→ **What is needed**:
Scan the material below for lines with the word "styles" and report how many there are, with nothing added.

→ **Available data**:
################

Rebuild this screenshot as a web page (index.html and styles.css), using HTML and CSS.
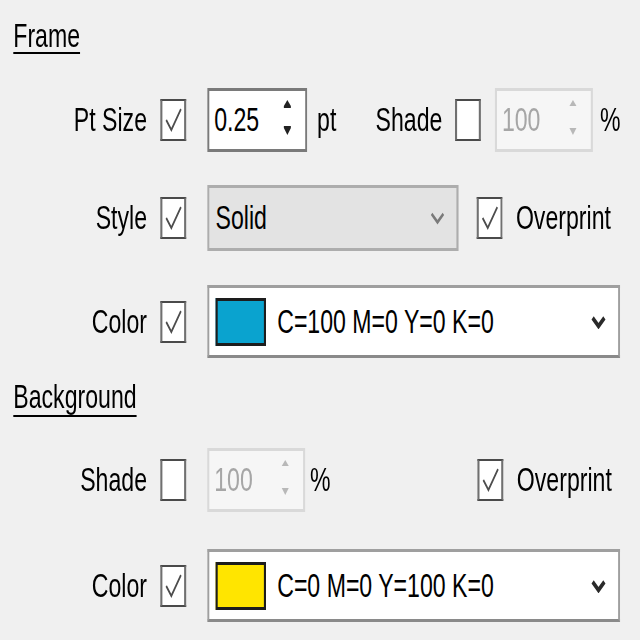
FILE: index.html
```html
<!DOCTYPE html>
<html>
<head>
<meta charset="utf-8">
<link rel="stylesheet" href="styles.css">
</head>
<body>
<div class="frame">
<div class="dialog">
  <div class="heading h1">Frame</div>

  <div class="row r1">
    <span class="label">Pt Size</span>
    <span class="cb"><svg viewBox="0 0 34 42" preserveAspectRatio="none"><polyline points="6,21 14,32 29,9" /></svg></span>
    <div class="spin s1">
      <span class="val">0.25</span>
      <span class="arrows"><svg viewBox="0 0 12 40"><polygon points="6,0 11,6 1,6"/><rect x="1" y="6" width="10" height="2"/><polygon points="1,28 11,28 6,35"/><rect x="1" y="26" width="10" height="2"/></svg></span>
    </div>
    <span class="unit pt">pt</span>
    <span class="label2">Shade</span>
    <span class="cb cb2"></span>
    <div class="spin s2 disabled">
      <span class="val">100</span>
      <span class="arrows"><svg viewBox="0 0 12 40"><polygon points="6,0 11,6 1,6"/><polygon points="1,28 11,28 6,35"/></svg></span>
    </div>
    <span class="unit pct">%</span>
  </div>

  <div class="row r2">
    <span class="label">Style</span>
    <span class="cb"><svg viewBox="0 0 34 42" preserveAspectRatio="none"><polyline points="6,21 14,32 29,9" /></svg></span>
    <div class="drop gray">
      <span class="val">Solid</span>
      <svg class="chev light" viewBox="0 0 16 10"><polyline points="2,2 8,8 14,2"/></svg>
    </div>
    <span class="cb op"><svg viewBox="0 0 34 42" preserveAspectRatio="none"><polyline points="6,21 14,32 29,9" /></svg></span>
    <span class="optext">Overprint</span>
  </div>

  <div class="row r3">
    <span class="label">Color</span>
    <span class="cb"><svg viewBox="0 0 34 42" preserveAspectRatio="none"><polyline points="6,21 14,32 29,9" /></svg></span>
    <div class="drop white">
      <span class="swatch cyan"></span>
      <span class="val ctext">C=100 M=0 Y=0 K=0</span>
      <svg class="chev" viewBox="0 0 16 10"><polyline points="2,2 8,8 14,2"/></svg>
    </div>
  </div>

  <div class="heading h2">Background</div>

  <div class="row r4">
    <span class="label">Shade</span>
    <span class="cb"></span>
    <div class="spin s3 disabled">
      <span class="val">100</span>
      <span class="arrows"><svg viewBox="0 0 12 40"><polygon points="6,0 11,6 1,6"/><polygon points="1,28 11,28 6,35"/></svg></span>
    </div>
    <span class="unit pct2">%</span>
    <span class="cb op2"><svg viewBox="0 0 34 42" preserveAspectRatio="none"><polyline points="6,21 14,32 29,9" /></svg></span>
    <span class="optext">Overprint</span>
  </div>

  <div class="row r5">
    <span class="label">Color</span>
    <span class="cb"><svg viewBox="0 0 34 42" preserveAspectRatio="none"><polyline points="6,21 14,32 29,9" /></svg></span>
    <div class="drop white">
      <span class="swatch yellow"></span>
      <span class="val ctext">C=0 M=0 Y=100 K=0</span>
      <svg class="chev" viewBox="0 0 16 10"><polyline points="2,2 8,8 14,2"/></svg>
    </div>
  </div>
</div>
</div>
</body>
</html>
```

FILE: styles.css
```css
html, body {
  margin: 0;
  padding: 0;
  background: #f0f0f0;
  overflow: hidden;
}
.frame {
  width: 640px;
  height: 640px;
  overflow: hidden;
}
.dialog {
  width: 910px;
  height: 640px;
  transform: scaleX(0.70);
  transform-origin: 0 0;
  font-family: "Liberation Sans", Arial, sans-serif;
  font-size: 33px;
  color: #000;
  display: flex;
  flex-direction: column;
}
.heading {
  margin-left: 19px;
  line-height: 38px;
  height: 38px;
  text-decoration: underline;
  text-decoration-thickness: 2px;
  text-underline-offset: 5px;
}
.h1 { margin-top: 17px; }
.h2 { margin-top: 20px; text-underline-offset: 7px; }
.row {
  display: flex;
  align-items: center;
}
.r1 { margin-top: 33px; height: 64px; }
.r2 { margin-top: 33px; height: 66px; }
.r3 { margin-top: 34px; height: 73px; }
.r4 { margin-top: 32px; height: 64px; }
.r5 { margin-top: 37px; height: 73px; }
.label {
  width: 210px;
  text-align: right;
  flex: none;
}
.cb {
  flex: none;
  width: 37px;
  height: 42px;
  box-sizing: border-box;
  margin-left: 19px;
  background: #fff;
  border: 2px solid #4a4a4a;
  border-left: 3px solid #707070;
  border-right: 3px solid #707070;
  display: flex;
}
.cb svg {
  width: 100%;
  height: 100%;
}
.cb polyline {
  fill: none;
  stroke: #4d4d4d;
  stroke-width: 2.6;
}
.spin {
  flex: none;
  box-sizing: border-box;
  height: 64px;
  margin-left: 30px;
  background: #fff;
  border: 3px solid #7a7a7a;
  display: flex;
  align-items: center;
  padding-left: 7px;
  padding-right: 18px;
}
.spin .val { flex: 1; }
.spin .arrows {
  width: 15px;
  height: 40px;
  display: flex;
}
.spin .arrows svg {
  width: 100%;
  height: 100%;
  fill: #222;
}
.spin.disabled {
  background: #f6f6f6;
  border: 3px solid #d9d9d9;
  color: #a6a6a6;
}
.spin.disabled .arrows svg { fill: #b8b8b8; }
.s1 { width: 143px; }
.s2 { width: 140px; margin-left: 20px; }
.s3 { width: 140px; }
.unit { flex: none; }
.pt { margin-left: 14px; }
.label2 { margin-left: 56px; }
.cb2 { margin-left: 18px; }
.pct { margin-left: 10px; }
.pct2 { margin-left: 7px; }
.drop {
  flex: none;
  box-sizing: border-box;
  margin-left: 30px;
  display: flex;
  align-items: center;
  padding-left: 9px;
}
.drop.gray {
  width: 359px;
  height: 66px;
  background: #e3e3e3;
  border: 3px solid #adadad;
  padding-right: 15px;
}
.drop.white {
  width: 590px;
  height: 73px;
  background: #fff;
  border: 3px solid #9f9f9f;
  border-bottom-color: #8a8a8a;
  padding-right: 16px;
}
.drop .val { flex: 1; }
.chev {
  width: 24px;
  height: 14px;
  flex: none;
}
.chev polyline {
  fill: none;
  stroke: #2a2a2a;
  stroke-width: 3.2;
}
.chev.light polyline { stroke: #7a7a7a; stroke-width: 2.2; }
.swatch {
  flex: none;
  width: 72px;
  height: 48px;
  box-sizing: border-box;
  border: 3px solid #1d1d1d;
  margin-right: 16px;
}
.cyan { background: #0aa3cf; }
.yellow { background: #ffe500; }
.op { margin-left: 26px; }
.op2 { margin-left: 210px; }
.optext { margin-left: 19px; }
```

################

→ **Solution to this task**:
3